What is being asked
Look through the material and copy each line holding "React".

Stored data

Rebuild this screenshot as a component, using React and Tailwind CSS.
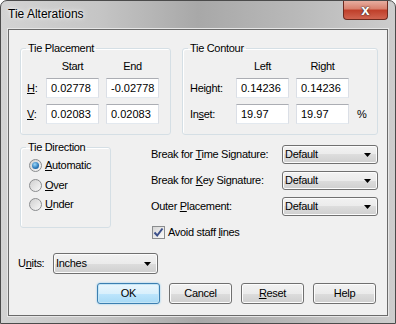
import React from 'react';

const btnFace = 'bg-[linear-gradient(#f2f2f2_0%,#ebebeb_50%,#dddddd_50%,#cfcfcf_100%)] border border-[#707070] rounded-[3px] shadow-[inset_0_0_0_1px_#fcfcfc]';

const U = ({ children }) => <span className="underline underline-offset-[1px]">{children}</span>;

const Field = ({ value }) => (
  <div className="w-[53px] h-[20px] bg-white border border-[#abadb3] border-b-[#e3e9ef] border-x-[#dbdfe6] pl-[4px] flex items-center text-[11px] tracking-normal">
    {value}
  </div>
);

const Combo = ({ value, w }) => (
  <div className={`${btnFace} ${w} flex items-center justify-between pl-[2px] pr-[6px]`}>
    <span>{value}</span>
    <svg width="7" height="4" viewBox="0 0 7 4"><path d="M0 0h7L3.5 4z" fill="#000" /></svg>
  </div>
);

const Radio = ({ label, checked }) => (
  <div className="h-[19.5px] flex items-center gap-[3px] pl-[8px]">
    <div className="w-[13px] h-[13px] rounded-full border border-[#8a8c8e] bg-[linear-gradient(135deg,#d0d0d0,#f8f8f8)] flex items-center justify-center">
      {checked && <div className="w-[7px] h-[7px] rounded-full bg-[radial-gradient(circle_at_40%_35%,#9bd8fa,#2a77b8_60%,#174f85)]" />}
    </div>
    <span>{label}</span>
  </div>
);

const Button = ({ children, def }) => (
  <button className={`w-[63px] h-[21px] flex items-center justify-center rounded-[3px] border ${def ? 'border-[#3c7fb1] bg-[linear-gradient(#eaf6fd_0%,#d9f0fc_50%,#bee6fd_50%,#a7d9f5_100%)] shadow-[inset_0_0_0_1px_#c4e5f6,0_0_2px_#7fc6f0]' : 'border-[#707070] bg-[linear-gradient(#f2f2f2_0%,#ebebeb_50%,#dddddd_50%,#cfcfcf_100%)] shadow-[inset_0_0_0_1px_#fcfcfc]'}`}>
    {children}
  </button>
);

export default function App() {
  return (
    <div className="w-[396px] h-[324px] flex flex-col rounded-t-[7px] border border-[#4b4b4b] bg-[linear-gradient(90deg,#d3d3d3_0%,#c5c5c5_25%,#a8a8a8_50%,#b9b9b9_75%,#cdcdcd_100%)] font-['Liberation_Sans',Arial,sans-serif] text-black overflow-hidden">
      {/* title bar */}
      <div className="h-[28px] flex justify-between shrink-0">
        <div className="pl-[7px] pt-[6px] text-[12px] leading-[15px] [text-shadow:0_0_6px_#fff,0_0_3px_#fff]">Tie Alterations</div>
        <div className="-mt-[1px] mr-[7px] w-[45px] h-[20px] rounded-b-[4px] border border-[#6d2a1f] border-t-0 bg-[linear-gradient(#e8b3a6_0%,#d9826f_45%,#c0402b_55%,#d06450_100%)] flex items-center justify-center">
          <span className="text-white font-bold text-[15px] leading-none [text-shadow:0_0_1px_#333,0_0_2px_#333]">x</span>
        </div>
      </div>

      {/* client */}
      <div className="flex-1 mx-[7px] mb-[7px] bg-[#f0f0f0] border border-[#6a6a6a] shadow-[0_0_0_1px_#e6e6e6] text-[11px] leading-[13px] tracking-[-0.3px] flex flex-col">
        <div className="flex pl-[11px] pt-[12px] gap-[11px]">
          <fieldset className="w-[151px] h-[93px] border border-[#d5dfe5] rounded-[3px] shadow-[inset_1px_1px_0_#fff]">
            <legend className="ml-[5px] px-[2px]">Tie Placement</legend>
            <div className="pl-[6px] pt-[5px]">
              <div className="flex pl-[19px] gap-[7px] mb-[5px]">
                <div className="w-[53px] text-center">Start</div>
                <div className="w-[53px] text-center">End</div>
              </div>
              <div className="grid grid-cols-[12px_53px_53px] gap-x-[7px] gap-y-[6px] items-center">
                <span><U>H</U>:</span>
                <Field value="0.02778" />
                <Field value="-0.02778" />
                <span><U>V</U>:</span>
                <Field value="0.02083" />
                <Field value="0.02083" />
              </div>
            </div>
          </fieldset>

          <fieldset className="w-[196px] h-[93px] border border-[#d5dfe5] rounded-[3px] shadow-[inset_1px_1px_0_#fff]">
            <legend className="ml-[5px] px-[2px]">Tie Contour</legend>
            <div className="pl-[7px] pt-[5px]">
              <div className="flex pl-[46px] gap-[7px] mb-[5px]">
                <div className="w-[53px] text-center">Left</div>
                <div className="w-[53px] text-center">Right</div>
              </div>
              <div className="grid grid-cols-[39px_53px_53px_14px] gap-x-[7px] gap-y-[6px] items-center">
                <span>Hei<U>g</U>ht:</span>
                <Field value="0.14236" />
                <Field value="0.14236" />
                <span />
                <span>In<U>s</U>et:</span>
                <Field value="19.97" />
                <Field value="19.97" />
                <span className="pl-[1px]">%</span>
              </div>
            </div>
          </fieldset>
        </div>

        <div className="flex items-start pl-[11px] mt-[6px]">
          <fieldset className="w-[91px] h-[87px] border border-[#d5dfe5] rounded-[3px] shadow-[inset_1px_1px_0_#fff]">
            <legend className="ml-[5px] px-[2px]">Tie Direction</legend>
            <div className="pt-[2px]">
              <Radio label={<><U>A</U>utomatic</>} checked />
              <Radio label={<><U>O</U>ver</>} />
              <Radio label={<><U>U</U>nder</>} />
            </div>
          </fieldset>

          <div className="ml-[40px] pt-[4px] flex flex-col gap-[7px]">
            <div className="flex items-center">
              <span className="w-[131px]">Break for <U>T</U>ime Signature:</span>
              <Combo value="Default" w="w-[96px] h-[19px]" />
            </div>
            <div className="flex items-center">
              <span className="w-[131px]">Break for <U>K</U>ey Signature:</span>
              <Combo value="Default" w="w-[96px] h-[19px]" />
            </div>
            <div className="flex items-center">
              <span className="w-[131px]">Outer <U>P</U>lacement:</span>
              <Combo value="Default" w="w-[96px] h-[19px]" />
            </div>
            <div className="flex items-center gap-[3px] pl-[1px] mt-[3px]">
              <div className="w-[13px] h-[13px] border border-[#8a8c8e] bg-[linear-gradient(135deg,#d6d6d6,#fafafa)] flex items-center justify-center">
                <svg width="11" height="11" viewBox="0 0 11 11"><path d="M1.5 5.5 L4.2 8.5 L9.5 1.5" fill="none" stroke="#3b4f8a" strokeWidth="2" /></svg>
              </div>
              <span>Avoid staff <U>l</U>ines</span>
            </div>
          </div>
        </div>

        <div className="flex items-center pl-[9px] mt-[14px] gap-[8px]">
          <span className="w-[27px]">U<U>n</U>its:</span>
          <Combo value="Inches" w="w-[105px] h-[21px]" />
        </div>

        <div className="flex justify-end gap-[9px] pr-[11px] mt-[9px]">
          <Button def>OK</Button>
          <Button>Cancel</Button>
          <Button><U>R</U>eset</Button>
          <Button>Help</Button>
        </div>
      </div>
    </div>
  );
}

Response for this exercise
Rebuild this screenshot as a component, using React and Tailwind CSS.
import React from 'react';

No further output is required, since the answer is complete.